Mixture-of-experts models provide a flexible framework for learning complex probabilistic input-output relationships by combining multiple expert models through an input-dependent gating mechanism. These models have become increasingly prominent in modern machine learning, yet their theoretical properties in the Bayesian framework remain largely unexplored. In this paper, we study Bayesian mixture-of-experts models, focusing on the ubiquitous softmax-based gating mechanism. Specifically, we investigate the asymptotic behavior of the posterior distribution for three fundamental statistical tasks: density estimation, parameter estimation, and model selection. First, we establish posterior contraction rates for density estimation, both in the regimes with a fixed, known number of experts and with a random learnable number of experts. We then analyze parameter estimation and derive convergence guarantees based on tailored Voronoi-type losses, which account for the complex identifiability structure of mixture-of-experts models. Finally, we propose and analyze two complementary strategies for selecting the number of experts. Taken together, these results provide one of the first systematic theoretical analyses of Bayesian mixture-of-experts models with softmax gating, and yield several theory-grounded insights for practical model design.
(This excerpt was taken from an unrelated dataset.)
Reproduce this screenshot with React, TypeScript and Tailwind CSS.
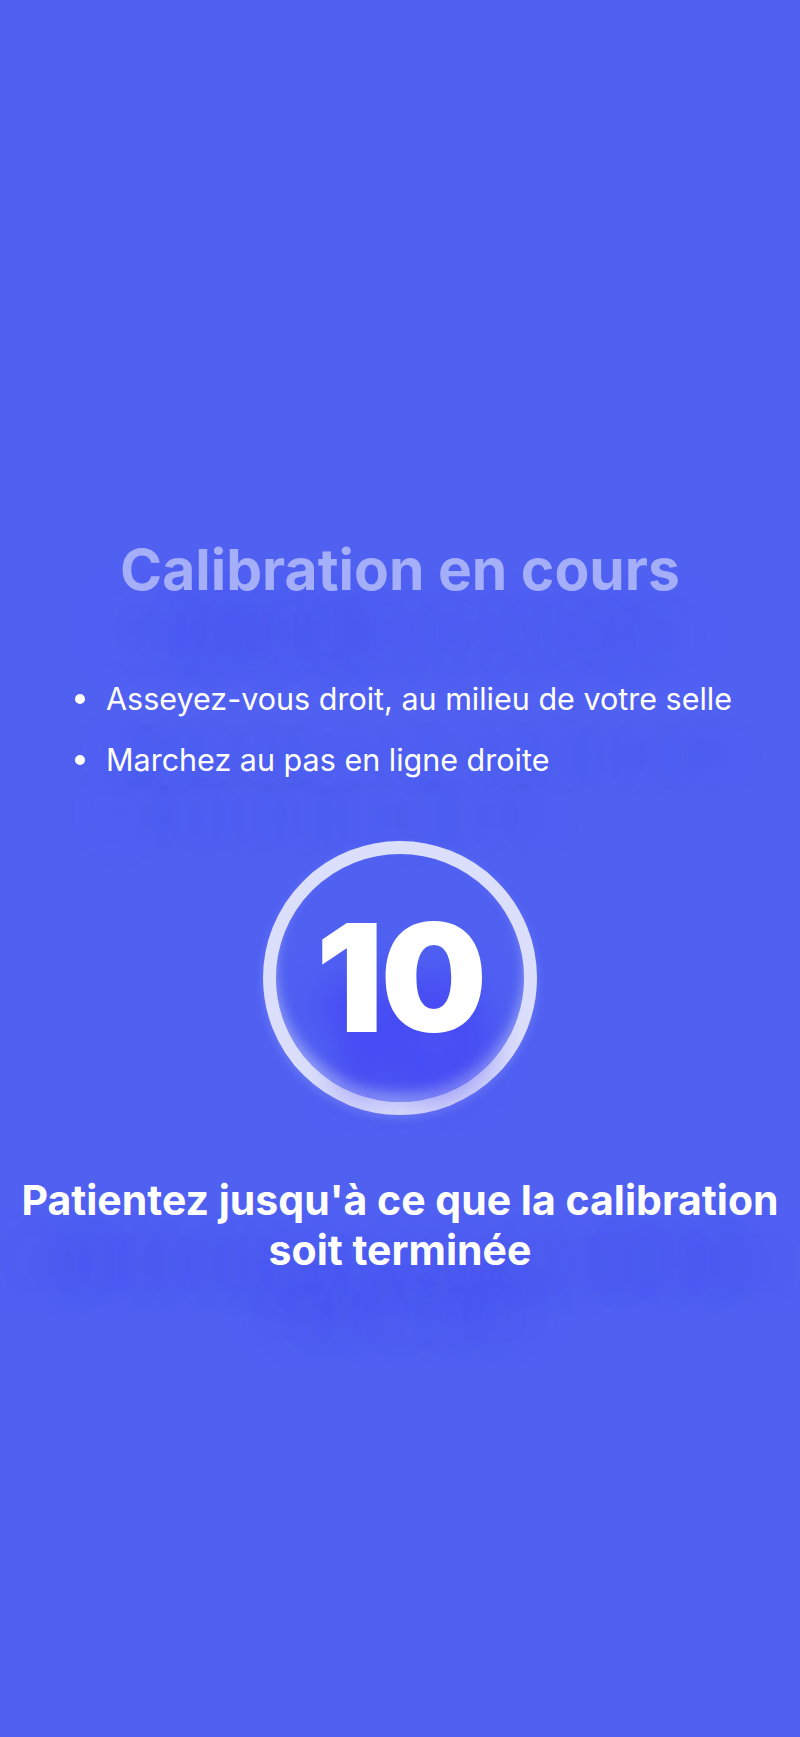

翻译：混合专家模型通过依赖输入的软门控机制组合多个专家模型，为学习复杂的概率输入-输出关系提供了灵活框架。这类模型在现代机器学习中日益重要，但其在贝叶斯框架下的理论性质仍鲜有探索。本文研究贝叶斯混合专家模型，重点关注广泛使用的基于softmax的门控机制。具体而言，我们考察了面向密度估计、参数估计和模型选择这三项基础统计任务的后验分布渐近行为。首先，我们建立了密度估计的后验收缩率，涵盖专家数量固定已知和随机可学习两种情形。随后，我们分析了参数估计问题，并基于定制化的Voronoi型损失函数推导了收敛保证——该损失函数充分考虑了混合专家模型复杂的可辨识结构。最后，我们提出并分析了两种互补的专家数量选择策略。综合来看，这些研究成果首次系统地理论分析了采用softmax门控的贝叶斯混合专家模型，并为实际模型设计提供了若干基于理论洞见的指导原则。